In our debates, I argued that Darwinian science could explain all this about human beings as a product of our evolutionary history. Peter agreed with Pope John Paul II that Darwinian evolution accounts for everything about human beings except their immortal souls, which requires an "ontological leap"--a miraculous intervention by God that separates human beings from the other animals.
Unlike the other animals, human beings really do insist: it's all about ME! That means, according to Peter, that none of us can imagine or accept that we must die, that our personal existence can endure only for one human lifetime. We all fear death and long for immortality, because we all want to be known and loved forever as the unique persons that we are.

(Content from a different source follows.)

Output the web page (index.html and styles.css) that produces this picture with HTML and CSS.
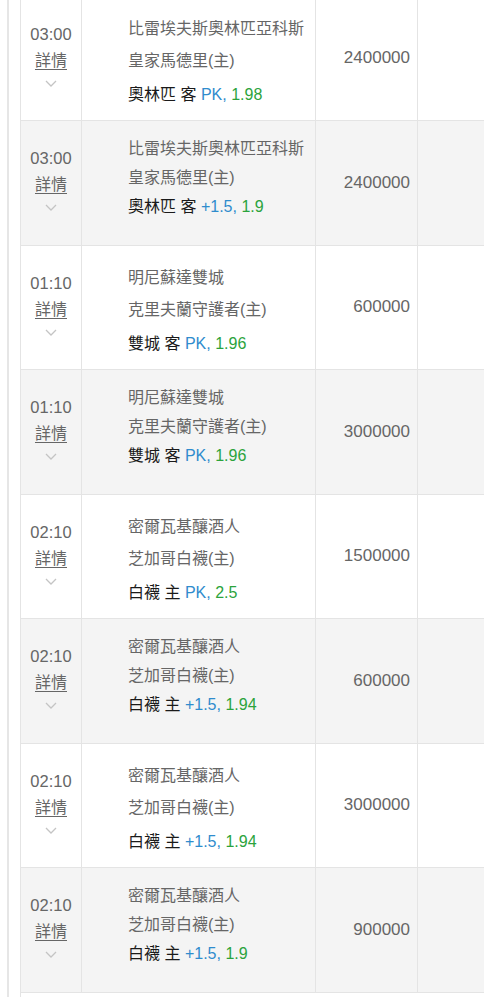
FILE: index.html
```html
<!DOCTYPE html>
<html>
	<head>
		<meta charset="utf-8" />
		<title>投注紀錄</title>
		<link rel="stylesheet" href="styles.css">
	</head>
	<body>
		<div class="frame">
			<div class="list">
				<div class="row">
					<div class="cell time">
						<span class="clock">03:00</span>
						<a class="more" href="#">詳情</a>
						<svg class="chevron" viewBox="0 0 12 7"><path d="M1 1 L6 6 L11 1" /></svg>
					</div>
					<div class="cell match">
						<div class="team">比雷埃夫斯奧林匹亞科斯</div>
						<div class="team">皇家馬德里(主)</div>
						<div class="pick">奧林匹 客 <span class="hcp">PK,</span> <span class="odds">1.98</span></div>
					</div>
					<div class="cell stake">2400000</div>
					<div class="cell extra"></div>
				</div>

				<div class="row alt">
					<div class="cell time">
						<span class="clock">03:00</span>
						<a class="more" href="#">詳情</a>
						<svg class="chevron" viewBox="0 0 12 7"><path d="M1 1 L6 6 L11 1" /></svg>
					</div>
					<div class="cell match">
						<div class="team">比雷埃夫斯奧林匹亞科斯</div>
						<div class="team">皇家馬德里(主)</div>
						<div class="pick">奧林匹 客 <span class="hcp">+1.5,</span> <span class="odds">1.9</span></div>
					</div>
					<div class="cell stake">2400000</div>
					<div class="cell extra"></div>
				</div>

				<div class="row">
					<div class="cell time">
						<span class="clock">01:10</span>
						<a class="more" href="#">詳情</a>
						<svg class="chevron" viewBox="0 0 12 7"><path d="M1 1 L6 6 L11 1" /></svg>
					</div>
					<div class="cell match">
						<div class="team">明尼蘇達雙城</div>
						<div class="team">克里夫蘭守護者(主)</div>
						<div class="pick">雙城 客 <span class="hcp">PK,</span> <span class="odds">1.96</span></div>
					</div>
					<div class="cell stake">600000</div>
					<div class="cell extra"></div>
				</div>

				<div class="row alt">
					<div class="cell time">
						<span class="clock">01:10</span>
						<a class="more" href="#">詳情</a>
						<svg class="chevron" viewBox="0 0 12 7"><path d="M1 1 L6 6 L11 1" /></svg>
					</div>
					<div class="cell match">
						<div class="team">明尼蘇達雙城</div>
						<div class="team">克里夫蘭守護者(主)</div>
						<div class="pick">雙城 客 <span class="hcp">PK,</span> <span class="odds">1.96</span></div>
					</div>
					<div class="cell stake">3000000</div>
					<div class="cell extra"></div>
				</div>

				<div class="row">
					<div class="cell time">
						<span class="clock">02:10</span>
						<a class="more" href="#">詳情</a>
						<svg class="chevron" viewBox="0 0 12 7"><path d="M1 1 L6 6 L11 1" /></svg>
					</div>
					<div class="cell match">
						<div class="team">密爾瓦基釀酒人</div>
						<div class="team">芝加哥白襪(主)</div>
						<div class="pick">白襪 主 <span class="hcp">PK,</span> <span class="odds">2.5</span></div>
					</div>
					<div class="cell stake">1500000</div>
					<div class="cell extra"></div>
				</div>

				<div class="row alt">
					<div class="cell time">
						<span class="clock">02:10</span>
						<a class="more" href="#">詳情</a>
						<svg class="chevron" viewBox="0 0 12 7"><path d="M1 1 L6 6 L11 1" /></svg>
					</div>
					<div class="cell match">
						<div class="team">密爾瓦基釀酒人</div>
						<div class="team">芝加哥白襪(主)</div>
						<div class="pick">白襪 主 <span class="hcp">+1.5,</span> <span class="odds">1.94</span></div>
					</div>
					<div class="cell stake">600000</div>
					<div class="cell extra"></div>
				</div>

				<div class="row">
					<div class="cell time">
						<span class="clock">02:10</span>
						<a class="more" href="#">詳情</a>
						<svg class="chevron" viewBox="0 0 12 7"><path d="M1 1 L6 6 L11 1" /></svg>
					</div>
					<div class="cell match">
						<div class="team">密爾瓦基釀酒人</div>
						<div class="team">芝加哥白襪(主)</div>
						<div class="pick">白襪 主 <span class="hcp">+1.5,</span> <span class="odds">1.94</span></div>
					</div>
					<div class="cell stake">3000000</div>
					<div class="cell extra"></div>
				</div>

				<div class="row alt">
					<div class="cell time">
						<span class="clock">02:10</span>
						<a class="more" href="#">詳情</a>
						<svg class="chevron" viewBox="0 0 12 7"><path d="M1 1 L6 6 L11 1" /></svg>
					</div>
					<div class="cell match">
						<div class="team">密爾瓦基釀酒人</div>
						<div class="team">芝加哥白襪(主)</div>
						<div class="pick">白襪 主 <span class="hcp">+1.5,</span> <span class="odds">1.9</span></div>
					</div>
					<div class="cell stake">900000</div>
					<div class="cell extra"></div>
				</div>

				<div class="row last"></div>
			</div>
		</div>
	</body>
</html>
```

FILE: styles.css
```css
html, body {
	margin: 0;
	padding: 0;
	background-color: #fff;
	overflow: hidden;
}

body {
	font-family: "Liberation Sans", "Noto Sans CJK TC", sans-serif;
	color: #666;
}

.frame {
	margin-left: 7px;
	padding-left: 11px;
	border-left: 2px solid #e6e6e6;
	height: 1000px;
}

.list {
	margin-top: -3.5px;
	width: 560px;
	border-left: 1px solid #e4e4e4;
}

.row {
	display: grid;
	grid-template-columns: 61px 234px 102px 1fr;
	height: 124.5px;
	box-sizing: border-box;
	border-bottom: 1px solid #e4e4e4;
	background-color: #fff;
}

.row.alt {
	background-color: #f4f4f4;
}

.row.last {
	height: 40px;
	border-bottom: none;
}

.cell {
	border-right: 1px solid #e4e4e4;
	box-sizing: border-box;
}

.time {
	display: flex;
	flex-direction: column;
	align-items: center;
	padding-top: 27px;
}

.clock {
	font-size: 16.5px;
	line-height: 20px;
	color: #666;
}

.more {
	font-size: 16px;
	line-height: 28px;
	margin-top: 3px;
	color: #666;
	text-decoration: underline;
	text-underline-offset: 3px;
}

.chevron {
	width: 12px;
	height: 7px;
	margin-top: 5px;
	fill: none;
	stroke: #c4c4c4;
	stroke-width: 1.3;
}

.match {
	padding: 16px 0 0 46px;
}

.team {
	font-size: 16px;
	line-height: 32.5px;
	color: #666;
	white-space: nowrap;
}

.pick {
	font-size: 16px;
	line-height: 33px;
	color: #1a1a1a;
	white-space: nowrap;
}

.alt .match {
	padding-top: 12.5px;
}

.alt .team,
.alt .pick {
	line-height: 29px;
}

.hcp {
	color: #2f8ccd;
}

.odds {
	color: #2ba33c;
}

.stake {
	display: flex;
	align-items: center;
	justify-content: flex-end;
	padding-right: 7px;
	font-size: 17px;
	color: #666;
}
```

By contrast, I have suggested that fearing death and longing for immortality shows a foolish refusal to see the goodness in the enduring but temporary life that we enjoy for as long as we live. If we could exist as ageless bodies, we would actually be dead. As I have said in another post, Wallace Stevens was right: Death is the mother of beauty.
This question--whether the goodness of our human lives depends on each of us having personal immortality--is one of those deep questions that we wrestle with in the natural and voluntary associations of our society--in our families, friendships, schools, and religious organizations. A liberal state secures the peace and liberty that allow us to ponder those questions with one another, but without any coercive enforcement of any particular answers to those questions.
Perhaps the deepest emotional attitude supporting religion is the feeling that my life has no meaning or purpose if I am not a creature of God who loves me and cares for me and will give me eternal life. I cannot bear the thought that my appearance in this universe was an accident, the product of cosmic causes that have no special purpose in mind, and that when I die, the world will go on without me. How can my life matter--really matter--if it's not all about ME? This is the thought that moves existentialist Christians like Lawler who say that Darwinian science cannot explain everything if it cannot give cosmic meaning to the life of human beings as unique persons who don't want to die.
But as Rebecca Goldstein indicates (in her philosophical novel 36 Arguments for the Existence of God), this shows the Fallacy of Wishful Thinking. Wishing for something doesn't make it so, even when the wish expresses an anguished human longing. If there's no good reason to believe that it's all about ME, then my wish that it should be so is unwarranted narcissism. If I undergo an existential crisis as I seek the cosmic reason for my personal existence--why am I here? what am I here for?--there may be no reason, because it might be that my personal existence is ultimately just a contingency of the universe.
And yet, even as Goldstein reaches this conclusion, she gives her reader a novel that suggests that most human beings will never accept this, and so they will turn from reason to religion. Even those few who understand most fully the fallaciousness of the transcendent longings of human beings might feel compelled to yield to those longings by an emotional necessity that overpowers rational necessity.
Now that he has died, Peter finally knows--or doesn't know--that he will live forever, and that it really is all about HIM.